The morning after, the morning of F.’s last day, we meander across the broad streets of Vinohrady, the streets accommodating sunrays so thick and tangible I feel I could touch them. He’s still complaining about the girls from the previous day, bemoaning how boring they were, how banal in their taste, and how we wasted our time, but now it’s falling on deaf ears. Instead I drag him to grab an ice cream, a coffee and poppy seed cake at the corner bakery facing a towering gothic church, in which we light candles, silently praying each for our own selves.

I’m now leading the way, letting F.’s Riike quotes guide my heart, taking him on streets I claim contain beauty, an adventure, love lurking behind their every turn – endlessly hoped for but never disappointed by its absence once a street turns out to be just that, a street.

Eventually we reach a ramp of stairs. Grey, peeling and peppered with tags, we climb them to see a mosaic of the greying moldy kind, where the tiles are cracked and the gaps between them enlivened by moss. It’s a public swimming pool I have no memory of.

By Riegrovy sady, it’s nestled into the side of a beautifully curated park, standing as a strange tiled cement behemoth next to its frilly green companion, together and starkly apart. We sit at the pool’s bar, on an uncomfortable bench at the only free table, switching places every twenty minutes to not wreck our backs on the worst of the two benches, treating it like a lectern, where the one who’s uncomfortable must read. Riike, Tondelli, we summarize the holiday so far with her sights. The atmosphere relaxes, and the fading summer seems to guide our conversation, backwards, facing seasons of love.

And as we mention Petrin, where Kundera wrote Tereza as being chased in her dreams, we notice a detail that had so far escaped us. Sat as we are, trying to avoid the worse seats, our table, the table number nine, appears to be numbered six from our side, the number of the table Tomas sat at when he met his wife. We laugh about it and look up, and there she is, an American tourist, sat down, leaning on her boyfriend’s shoulder, lazily leafing through a book, there it is, The Unbearable Lightness of Being, whilst we’re at table six, at a bar of a pool, surely it’ll also have a spa, as in the novel did.

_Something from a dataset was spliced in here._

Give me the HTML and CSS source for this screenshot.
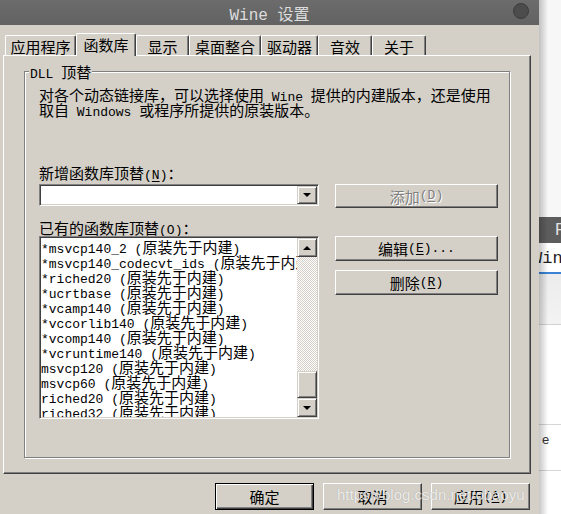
FILE: index.html
```html
<!DOCTYPE html>
<html>
<head>
<meta charset="utf-8">
<title>Wine 设置</title>
<link rel="stylesheet" href="styles.css">
</head>
<body>
<div class="screen">
  <div class="dialog">
    <div class="titlebar">
      <span class="title"><span class="m">Wine </span>设置</span>
      <span class="close"></span>
    </div>
    <div class="tabs">
      <div class="tab w71">应用程序</div>
      <div class="tab w60 active">函数库</div>
      <div class="tab w53">显示</div>
      <div class="tab w72">桌面整合</div>
      <div class="tab w57">驱动器</div>
      <div class="tab w54">音效</div>
      <div class="tab w54">关于</div>
    </div>
    <div class="panel">
      <div class="group">
        <div class="legend"><span class="m">DLL </span>顶替</div>
        <div class="content">
          <div class="desc">对各个动态链接库，可以选择使用<span class="m"> Wine </span>提供的内建版本，还是使用<br>取自<span class="m"> Windows </span>或程序所提供的原装版本。</div>
          <div class="label first">新增函数库顶替<span class="m">(<u>N</u>)</span>：</div>
          <div class="row-combo">
            <div class="combo">
              <div class="dropbtn"><span class="arrow-down"></span></div>
            </div>
            <div class="btn disabled add">添加<span class="m">(<u>D</u>)</span></div>
          </div>
          <div class="label second">已有的函数库顶替<span class="m">(<u>O</u>)</span>：</div>
          <div class="row-list">
            <div class="list">
              <div class="items">
                <div class="item"><span class="m">*msvcp140_2 (</span>原装先于内建<span class="m">)</span></div>
                <div class="item"><span class="m">*msvcp140_codecvt_ids (</span>原装先于内建<span class="m">)</span></div>
                <div class="item"><span class="m">*riched20 (</span>原装先于内建<span class="m">)</span></div>
                <div class="item"><span class="m">*ucrtbase (</span>原装先于内建<span class="m">)</span></div>
                <div class="item"><span class="m">*vcamp140 (</span>原装先于内建<span class="m">)</span></div>
                <div class="item"><span class="m">*vccorlib140 (</span>原装先于内建<span class="m">)</span></div>
                <div class="item"><span class="m">*vcomp140 (</span>原装先于内建<span class="m">)</span></div>
                <div class="item"><span class="m">*vcruntime140 (</span>原装先于内建<span class="m">)</span></div>
                <div class="item"><span class="m">msvcp120 (</span>原装先于内建<span class="m">)</span></div>
                <div class="item"><span class="m">msvcp60 (</span>原装先于内建<span class="m">)</span></div>
                <div class="item"><span class="m">riched20 (</span>原装先于内建<span class="m">)</span></div>
                <div class="item"><span class="m">riched32 (</span>原装先于内建<span class="m">)</span></div>
              </div>
              <div class="scrollbar">
                <div class="sbtn"><span class="arrow-up"></span></div>
                <div class="track"></div>
                <div class="thumb"></div>
                <div class="sbtn"><span class="arrow-down"></span></div>
              </div>
            </div>
            <div class="side-buttons">
              <div class="btn tall">编辑<span class="m">(<u>E</u>)...</span></div>
              <div class="btn tall">删除<span class="m">(<u>R</u>)</span></div>
            </div>
          </div>
        </div>
      </div>
    </div>
    <div class="footer">
      <div class="btn foot default">确定</div>
      <div class="btn foot">取消</div>
      <div class="btn foot">应用<span class="m">(<u>A</u>)</span></div>
    </div>
  </div>
  <div class="backdrop">
    <div class="bd-top"></div>
    <div class="bd-bar">P</div>
    <div class="bd-win">Wine</div>
    <div class="bd-blue"></div>
    <div class="bd-gray"></div>
    <div class="bd-white"></div>
    <div class="bd-e">e</div>
    <div class="bd-rest"></div>
  </div>
  <div class="watermark">https://blog.csdn.net/obaoyu</div>
</div>
</body>
</html>
```

FILE: styles.css
```css
* { box-sizing: border-box; }
html, body { margin: 0; padding: 0; }
body { width: 561px; height: 514px; overflow: hidden; background: #f6f6f6; }

.screen {
  display: flex;
  width: 561px;
  height: 514px;
  overflow: hidden;
  position: relative;
}

.dialog {
  width: 539px;
  flex: none;
  background: #d4d0c8;
  display: flex;
  flex-direction: column;
  font-family: "Noto Sans CJK SC", sans-serif;
  font-size: 15px;
  line-height: 15px;
  color: #000;
}

.m { font-family: "Liberation Mono", monospace; font-size: 13px; line-height: 0; }
u { text-decoration: underline; text-underline-offset: 2px; }

/* title bar */
.titlebar {
  height: 25px;
  flex: none;
  background: linear-gradient(#6c6c6c, #626262);
  display: grid;
  grid-template-columns: 1fr auto 1fr;
  align-items: center;
}
.title { grid-column: 2; color: #dcdcdc; font-size: 16px; line-height: 20px; }
.title .m { font-size: 16px; }
.close {
  grid-column: 3;
  justify-self: end;
  align-self: start;
  margin-top: 3px;
  margin-right: 10px;
  width: 16px;
  height: 16px;
  border-radius: 50%;
  background: #4c4c4c;
  border: 1px solid #3c3c3c;
}

/* tabs */
.tabs {
  height: 30px;
  flex: none;
  display: flex;
  align-items: flex-end;
  padding-left: 5px;
  position: relative;
  z-index: 2;
}
.tab {
  height: 20px;
  display: flex;
  align-items: center;
  justify-content: center;
  background: #d4d0c8;
  border-top: 1px solid #fff;
  border-left: 1px solid #fff;
  border-right: 1px solid #404040;
  box-shadow: inset -1px 0 #808080;
  border-radius: 2px 2px 0 0;
  padding-top: 1px;
}
.tab.active { height: 23px; margin-bottom: -1px; padding-bottom: 2px; }
.w71 { width: 71px; }
.w60 { width: 60px; }
.w53 { width: 53px; }
.w72 { width: 72px; }
.w57 { width: 57px; }
.w54 { width: 54px; }

/* panel */
.panel {
  flex: none;
  margin-left: 3px;
  width: 528px;
  height: 419px;
  border: 1px solid;
  border-color: #fff #404040 #404040 #fff;
  box-shadow: inset -1px -1px #808080;
  padding: 15px 0 0 20px;
  position: relative;
  z-index: 1;
}

.group {
  width: 486px;
  height: 387px;
  border: 1px solid #808080;
  box-shadow: 1px 1px 0 #fff, inset 1px 1px 0 #fff;
}
.legend {
  display: table;
  margin: -8px 0 0 4px;
  padding: 0 1px;
  background: #d4d0c8;
  line-height: 15px;
  white-space: nowrap;
}
.content { padding-left: 14px; }

.desc { margin-top: 8px; white-space: nowrap; }
.label { white-space: nowrap; height: 15px; }
.label.first { margin-top: 48px; }
.label.second { margin-top: 12px; }

.row-combo { display: flex; align-items: flex-start; margin-top: 4px; }
.combo {
  width: 280px;
  height: 22px;
  background: #fff;
  border: 1px solid;
  border-color: #808080 #fff #fff #808080;
  box-shadow: inset 1px 1px #404040, inset -1px -1px #d4d0c8;
  padding: 1px;
  display: flex;
  justify-content: flex-end;
}
.dropbtn, .sbtn {
  width: 20px;
  height: 18px;
  background: #d4d0c8;
  border: 1px solid;
  border-color: #d4d0c8 #404040 #404040 #d4d0c8;
  box-shadow: inset 1px 1px #fff, inset -1px -1px #808080;
  display: flex;
  align-items: center;
  justify-content: center;
}
.arrow-down {
  width: 0; height: 0;
  border-left: 4px solid transparent;
  border-right: 4px solid transparent;
  border-top: 4px solid #000;
}
.arrow-up {
  width: 0; height: 0;
  border-left: 4px solid transparent;
  border-right: 4px solid transparent;
  border-bottom: 4px solid #000;
}

.btn {
  display: flex;
  align-items: center;
  justify-content: center;
  background: #d4d0c8;
  border: 1px solid;
  border-color: #fff #404040 #404040 #fff;
  box-shadow: inset -1px -1px #808080;
  white-space: nowrap;
  color: #000;
}
.btn.disabled { color: #808080; text-shadow: 1px 1px 0 #fff; }
.add { width: 163px; height: 24px; margin-left: 16px; }

.row-list { display: flex; align-items: flex-start; margin-top: 1px; }
.list {
  width: 280px;
  height: 183px;
  background: #fff;
  border: 1px solid;
  border-color: #808080 #fff #fff #808080;
  box-shadow: inset 1px 1px #404040, inset -1px -1px #d4d0c8;
  padding: 1px;
  display: flex;
}
.items {
  flex: 1;
  min-width: 0;
  overflow: hidden;
  padding-top: 1px;
}
.item { height: 15px; line-height: 15px; white-space: nowrap; }
.scrollbar { width: 20px; flex: none; display: flex; flex-direction: column; }
.sbtn { height: 19px; flex: none; }
.track {
  flex: 1;
  background: repeating-conic-gradient(#fff 0 25%, #d4d0c8 0 50%) 0 0 / 2px 2px;
}
.thumb {
  height: 27px;
  flex: none;
  background: #d4d0c8;
  border: 1px solid;
  border-color: #d4d0c8 #404040 #404040 #d4d0c8;
  box-shadow: inset 1px 1px #fff, inset -1px -1px #808080;
}

.side-buttons { display: flex; flex-direction: column; gap: 9px; margin-left: 16px; }
.btn.tall { width: 163px; height: 25px; }

/* footer */
.footer {
  display: flex;
  justify-content: flex-end;
  gap: 9px;
  padding-right: 9px;
  margin-top: 9px;
}
.btn.foot { width: 99px; height: 27px; }
.btn.default {
  border: 1px solid #000;
  box-shadow: inset 1px 1px #fff, inset -1px -1px #404040, inset -2px -2px #808080;
}

/* background window on the right */
.backdrop {
  flex: 1;
  display: flex;
  flex-direction: column;
  position: relative;
  overflow: hidden;
  background: #fff;
}
.backdrop::before {
  content: "";
  position: absolute;
  left: 0; top: 0; bottom: 0;
  width: 9px;
  background: linear-gradient(to right, rgba(0,0,0,0.22), rgba(0,0,0,0));
  z-index: 1;
}
.bd-top { height: 217px; background: #f7f7f7; }
.bd-bar {
  height: 26px;
  background: #5d5d5d;
  color: #e2e2e2;
  font-family: "Liberation Sans", sans-serif;
  font-size: 17px;
  line-height: 26px;
  padding-left: 16px;
}
.bd-win {
  height: 29px;
  margin-left: -7px;
  font-family: "Liberation Mono", monospace;
  font-size: 17px;
  line-height: 32px;
  color: #222;
  white-space: nowrap;
}
.bd-blue { height: 2px; background: #3b82d6; }
.bd-gray { height: 51px; background: linear-gradient(#ececec, #f3f3f3); border-bottom: 1px solid #d2d2d2; }
.bd-white { height: 100px; border-bottom: 1px solid #d6d6d6; }
.bd-e {
  height: 46px;
  border-bottom: 1px solid #d6d6d6;
  font-family: "Liberation Sans", sans-serif;
  font-size: 13px;
  color: #333;
  padding: 8px 0 0 3px;
  line-height: 14px;
}
.bd-rest { flex: 1; background: #fff; }

.watermark {
  position: absolute;
  left: 337px;
  top: 486px;
  font-family: "Liberation Sans", sans-serif;
  font-size: 15px;
  line-height: 18px;
  color: rgba(255,255,255,0.8);
  text-shadow: 0 0 1px rgba(0,0,0,0.25);
  white-space: nowrap;
  z-index: 5;
}
```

It’s only now that I really notice, the birds of fortuity have landed on our shoulders. Because we’re not alone, and where we once burnt as fireballs, hurtful to the touch, we now sit as pebbles or granules of sand, rolling, being blown by the wind through our lives. A little less intense, we can bump into others, on a beach, at a pool, at a spa, and once the wind blows us apart again, we’ll know that the birds of fortuity gave this fleeting moment a chance.